Code that builds pages:
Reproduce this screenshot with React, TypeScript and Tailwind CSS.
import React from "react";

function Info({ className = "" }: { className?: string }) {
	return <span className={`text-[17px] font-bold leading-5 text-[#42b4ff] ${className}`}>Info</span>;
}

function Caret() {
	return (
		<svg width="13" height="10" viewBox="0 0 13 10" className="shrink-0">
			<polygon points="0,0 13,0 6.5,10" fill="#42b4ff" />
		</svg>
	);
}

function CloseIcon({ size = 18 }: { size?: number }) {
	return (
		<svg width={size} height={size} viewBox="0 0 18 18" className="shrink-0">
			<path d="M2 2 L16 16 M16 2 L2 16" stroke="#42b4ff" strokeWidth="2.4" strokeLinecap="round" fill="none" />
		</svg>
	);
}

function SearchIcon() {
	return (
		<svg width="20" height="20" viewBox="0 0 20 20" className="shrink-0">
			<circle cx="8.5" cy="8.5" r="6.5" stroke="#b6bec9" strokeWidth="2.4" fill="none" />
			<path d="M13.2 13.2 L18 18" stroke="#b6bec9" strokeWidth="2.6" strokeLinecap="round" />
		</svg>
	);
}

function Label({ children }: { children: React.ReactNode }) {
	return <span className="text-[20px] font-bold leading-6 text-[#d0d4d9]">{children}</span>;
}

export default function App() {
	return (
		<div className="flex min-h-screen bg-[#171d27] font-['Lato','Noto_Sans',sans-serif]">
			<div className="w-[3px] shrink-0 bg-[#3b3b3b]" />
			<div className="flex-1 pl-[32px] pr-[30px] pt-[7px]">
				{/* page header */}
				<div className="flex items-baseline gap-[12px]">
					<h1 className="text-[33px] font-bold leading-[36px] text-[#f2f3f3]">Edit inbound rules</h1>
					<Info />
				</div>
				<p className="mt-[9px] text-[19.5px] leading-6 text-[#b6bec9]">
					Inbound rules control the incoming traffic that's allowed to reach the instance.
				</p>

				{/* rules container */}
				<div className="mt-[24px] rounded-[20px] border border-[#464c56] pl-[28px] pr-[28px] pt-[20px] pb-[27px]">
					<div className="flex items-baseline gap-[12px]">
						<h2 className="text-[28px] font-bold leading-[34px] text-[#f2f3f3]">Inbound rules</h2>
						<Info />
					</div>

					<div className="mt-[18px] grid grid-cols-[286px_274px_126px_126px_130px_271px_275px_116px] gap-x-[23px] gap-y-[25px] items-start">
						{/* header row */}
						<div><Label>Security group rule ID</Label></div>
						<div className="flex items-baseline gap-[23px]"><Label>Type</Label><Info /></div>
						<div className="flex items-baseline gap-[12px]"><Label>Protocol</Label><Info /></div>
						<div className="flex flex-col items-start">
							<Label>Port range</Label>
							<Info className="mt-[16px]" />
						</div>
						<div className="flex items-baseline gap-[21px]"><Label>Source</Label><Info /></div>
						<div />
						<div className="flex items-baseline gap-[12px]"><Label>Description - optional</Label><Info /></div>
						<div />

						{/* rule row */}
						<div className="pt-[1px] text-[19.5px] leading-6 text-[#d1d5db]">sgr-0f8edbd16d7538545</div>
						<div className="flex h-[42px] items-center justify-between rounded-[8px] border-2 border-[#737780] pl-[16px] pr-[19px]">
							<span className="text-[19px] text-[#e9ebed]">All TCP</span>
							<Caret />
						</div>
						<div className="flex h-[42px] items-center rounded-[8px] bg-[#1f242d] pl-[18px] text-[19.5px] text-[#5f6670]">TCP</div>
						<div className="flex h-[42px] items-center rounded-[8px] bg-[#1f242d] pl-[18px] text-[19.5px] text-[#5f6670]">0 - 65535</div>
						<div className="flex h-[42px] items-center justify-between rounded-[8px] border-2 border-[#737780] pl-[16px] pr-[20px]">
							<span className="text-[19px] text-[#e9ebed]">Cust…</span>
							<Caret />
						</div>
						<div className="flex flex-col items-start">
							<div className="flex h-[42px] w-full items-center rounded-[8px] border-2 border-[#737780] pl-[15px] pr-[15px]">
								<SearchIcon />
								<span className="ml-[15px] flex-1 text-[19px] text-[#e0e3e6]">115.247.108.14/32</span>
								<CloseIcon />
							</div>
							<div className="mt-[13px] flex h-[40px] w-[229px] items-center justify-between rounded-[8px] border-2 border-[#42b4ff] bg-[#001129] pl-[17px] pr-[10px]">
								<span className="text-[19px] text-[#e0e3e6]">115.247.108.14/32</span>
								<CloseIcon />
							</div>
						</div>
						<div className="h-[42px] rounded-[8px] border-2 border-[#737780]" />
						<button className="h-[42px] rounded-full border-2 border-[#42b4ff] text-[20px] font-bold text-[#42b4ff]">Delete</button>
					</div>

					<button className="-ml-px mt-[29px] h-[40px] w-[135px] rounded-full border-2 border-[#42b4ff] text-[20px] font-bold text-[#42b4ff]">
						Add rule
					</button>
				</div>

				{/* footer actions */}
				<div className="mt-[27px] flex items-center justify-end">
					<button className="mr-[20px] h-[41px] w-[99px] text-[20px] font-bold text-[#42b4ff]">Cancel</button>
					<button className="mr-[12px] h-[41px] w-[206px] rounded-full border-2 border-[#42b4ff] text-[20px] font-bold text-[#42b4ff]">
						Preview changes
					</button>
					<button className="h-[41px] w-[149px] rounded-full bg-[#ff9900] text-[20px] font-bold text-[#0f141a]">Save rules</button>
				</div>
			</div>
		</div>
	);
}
...
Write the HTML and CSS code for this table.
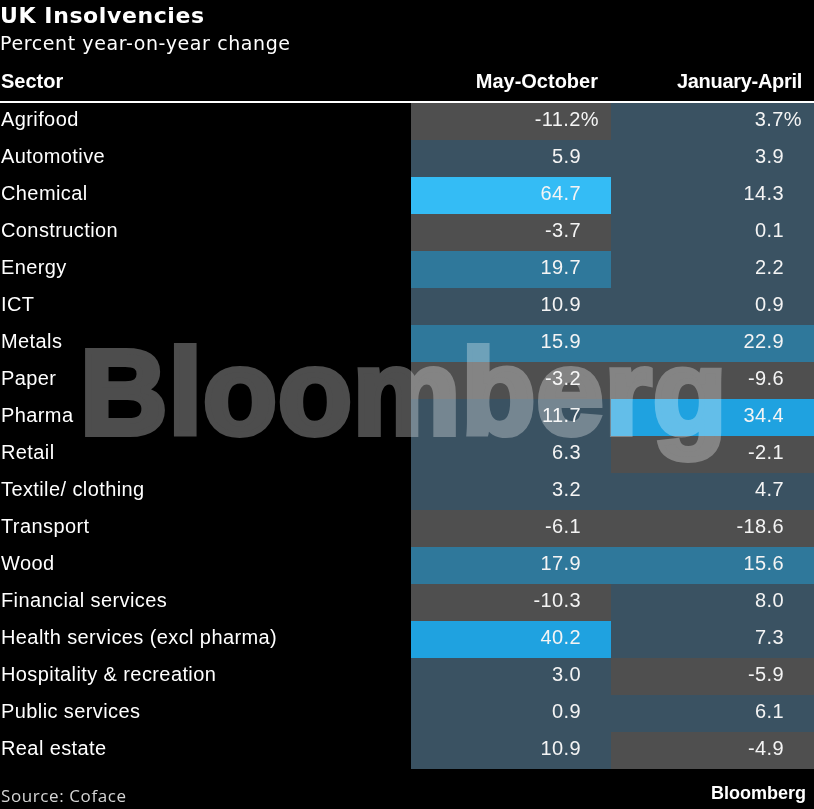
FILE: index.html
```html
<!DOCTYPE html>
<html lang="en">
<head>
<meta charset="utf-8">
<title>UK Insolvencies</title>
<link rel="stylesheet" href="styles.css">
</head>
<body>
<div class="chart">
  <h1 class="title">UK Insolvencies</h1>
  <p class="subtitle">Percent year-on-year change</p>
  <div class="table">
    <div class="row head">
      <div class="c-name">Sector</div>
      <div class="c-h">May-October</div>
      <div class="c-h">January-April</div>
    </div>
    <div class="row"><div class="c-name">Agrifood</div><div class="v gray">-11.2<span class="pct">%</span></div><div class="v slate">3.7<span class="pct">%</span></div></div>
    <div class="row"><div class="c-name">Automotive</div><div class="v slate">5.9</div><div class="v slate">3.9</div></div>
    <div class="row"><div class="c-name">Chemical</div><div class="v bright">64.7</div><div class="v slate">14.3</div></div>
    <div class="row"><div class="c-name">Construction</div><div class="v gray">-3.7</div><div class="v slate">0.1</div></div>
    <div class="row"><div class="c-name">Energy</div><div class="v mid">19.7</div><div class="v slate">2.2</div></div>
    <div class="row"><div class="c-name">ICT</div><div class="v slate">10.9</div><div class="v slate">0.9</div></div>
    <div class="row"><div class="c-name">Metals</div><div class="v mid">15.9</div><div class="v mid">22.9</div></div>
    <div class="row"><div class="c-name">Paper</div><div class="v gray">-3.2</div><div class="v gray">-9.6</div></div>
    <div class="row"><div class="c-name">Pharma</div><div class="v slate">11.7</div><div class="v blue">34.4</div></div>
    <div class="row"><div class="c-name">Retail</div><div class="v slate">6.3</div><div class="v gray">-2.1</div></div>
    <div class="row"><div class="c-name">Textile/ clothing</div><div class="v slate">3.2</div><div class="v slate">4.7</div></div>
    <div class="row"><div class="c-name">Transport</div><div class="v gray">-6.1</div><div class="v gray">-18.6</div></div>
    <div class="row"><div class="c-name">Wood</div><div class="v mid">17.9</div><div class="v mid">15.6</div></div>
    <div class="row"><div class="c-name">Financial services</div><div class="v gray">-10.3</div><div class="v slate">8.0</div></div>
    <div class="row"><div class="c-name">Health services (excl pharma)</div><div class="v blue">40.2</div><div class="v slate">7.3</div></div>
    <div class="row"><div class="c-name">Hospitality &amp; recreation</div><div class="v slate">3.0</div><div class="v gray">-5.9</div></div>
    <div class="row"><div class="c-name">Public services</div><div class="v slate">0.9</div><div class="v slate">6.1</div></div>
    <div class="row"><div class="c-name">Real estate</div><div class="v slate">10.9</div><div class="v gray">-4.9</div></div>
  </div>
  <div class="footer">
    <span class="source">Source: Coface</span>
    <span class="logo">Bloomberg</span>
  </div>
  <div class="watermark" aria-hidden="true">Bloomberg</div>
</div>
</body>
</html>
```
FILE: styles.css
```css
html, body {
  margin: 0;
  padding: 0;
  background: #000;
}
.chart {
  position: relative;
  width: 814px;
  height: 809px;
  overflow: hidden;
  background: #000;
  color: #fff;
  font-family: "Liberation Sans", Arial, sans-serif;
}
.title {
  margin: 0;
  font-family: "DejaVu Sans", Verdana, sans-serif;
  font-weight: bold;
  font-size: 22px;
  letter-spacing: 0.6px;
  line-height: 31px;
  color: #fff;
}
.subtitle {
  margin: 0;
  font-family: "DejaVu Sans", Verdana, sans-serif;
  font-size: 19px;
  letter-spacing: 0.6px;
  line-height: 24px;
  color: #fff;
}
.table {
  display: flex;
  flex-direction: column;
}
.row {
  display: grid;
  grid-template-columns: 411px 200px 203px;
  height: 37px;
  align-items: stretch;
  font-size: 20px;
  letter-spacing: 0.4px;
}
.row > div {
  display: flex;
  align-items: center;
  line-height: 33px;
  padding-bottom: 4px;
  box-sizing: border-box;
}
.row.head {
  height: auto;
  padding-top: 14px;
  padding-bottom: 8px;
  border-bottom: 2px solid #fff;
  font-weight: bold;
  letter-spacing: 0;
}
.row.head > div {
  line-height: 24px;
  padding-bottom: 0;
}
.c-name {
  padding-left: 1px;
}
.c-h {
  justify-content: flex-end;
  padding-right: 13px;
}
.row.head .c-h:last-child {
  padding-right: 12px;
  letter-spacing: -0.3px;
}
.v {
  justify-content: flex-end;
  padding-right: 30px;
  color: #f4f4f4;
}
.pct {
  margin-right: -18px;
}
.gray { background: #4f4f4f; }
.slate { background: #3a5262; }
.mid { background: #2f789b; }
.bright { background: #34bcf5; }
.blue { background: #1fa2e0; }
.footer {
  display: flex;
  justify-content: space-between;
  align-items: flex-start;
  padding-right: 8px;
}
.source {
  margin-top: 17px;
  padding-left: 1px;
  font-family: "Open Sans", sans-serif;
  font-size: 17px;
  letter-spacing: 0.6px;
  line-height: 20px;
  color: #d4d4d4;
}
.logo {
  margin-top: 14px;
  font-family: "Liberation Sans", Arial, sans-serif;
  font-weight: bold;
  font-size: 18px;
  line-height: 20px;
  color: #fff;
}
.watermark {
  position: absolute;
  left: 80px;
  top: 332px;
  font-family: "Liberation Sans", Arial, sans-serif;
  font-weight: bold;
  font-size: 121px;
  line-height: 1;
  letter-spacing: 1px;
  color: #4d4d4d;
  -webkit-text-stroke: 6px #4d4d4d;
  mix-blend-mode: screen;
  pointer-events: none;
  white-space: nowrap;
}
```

WHAT TO PRODUCE.
Extract every line from the records above that contains the word "table".

THE SOLUTION.
Write the HTML and CSS code for this table.
  <div class="table">
.table {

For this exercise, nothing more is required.